I know some Tuggers have said in the past that they found car rentals with Costco much cheaper. We are a couple headed to Maui in 2 months first timers. What an ordeal planning this but we are at the end of it.

We normally use Hertz and are Gold Club members and usually get a decent rate. We have a jeep reserved for 8 days which is very pricey 339 plus extra day 68 plus fees or about 472. 

 Does anyone have Hertz rental codes other than AAA? I am trying to see if a free day will reduce the overall cost.

 I know the down side of renting a jeep but this is at the top of DH to do list. 

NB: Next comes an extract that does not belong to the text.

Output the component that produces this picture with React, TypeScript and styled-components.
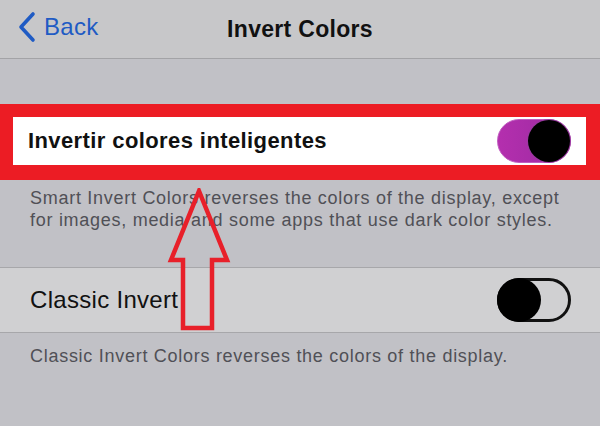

What I want to know is does Costco on the whole provide a better rate for this type of car? I am not sure if we are going to Costco  to buy food but I did read in Maui Revealed that many shop there. Our issue is that we are staying the first night in a hotel then checking into the resort for a week the next day.

 My other question is does anyone buy the LD insurance since this is Hawaii far ,far from home and Hawaii has high theft etc.

 We have the Amex 24.95 primary car rental coverage. 

 Thanks so much.


----------



## Tiger (Mar 7, 2008)

This year and last I've rented an SUV for three weeks on Kauai in march and april and saved several hundred dollars each time using Costco.  I'm sure there are other ways to do it but that worked for me. This year it's about $800 for 23 days, and I booked that in Nov or Dec.  Although I checked yesterday to see if the rate had gotten any better 2 weeks out from the trip and it was over $1000 now.


----------



## LisaRex (Mar 7, 2008)

pcgirl, May is low season on Maui so you should be able to find good deals.  You don't need the Costco card in order to do price comparisons.  Just go to costco.com (a public site), then Travel, Car Rentals.  They list their corporate and coupon codes, which you are free to use to determine if it beats your Hertz rate.  It will eventually lead you to the Alamo site, which is where I've gotten the best deals with on Maui.  If the savings exceed $50 (the annual Costco fee), then by all means, join.  

Remember, that Costco members get a free additional driver, which can be worth $70 or so for a weekly rental.  Also keep in mind that if you fill up at Costco, you can generally save $.05-$.20 off other gas stations.   If you plan to drive the road to Hana, this would be a convenient place to fill up as Costco is in Kahului.

I've found the best rate to be a combination of the Costco corporate rate and the One Free Day coupon with Entertainment.  I don't think I can list that code here, but anyone with an Entertainment book can find it for you. 

Be sure to check out the "Hot Deals" section of all the car rental companies on their websites.  Sometimes this is the best deal, esp. within 6 weeks of travel.   I've been able to snag an SUV for $238/week using National's website deals. 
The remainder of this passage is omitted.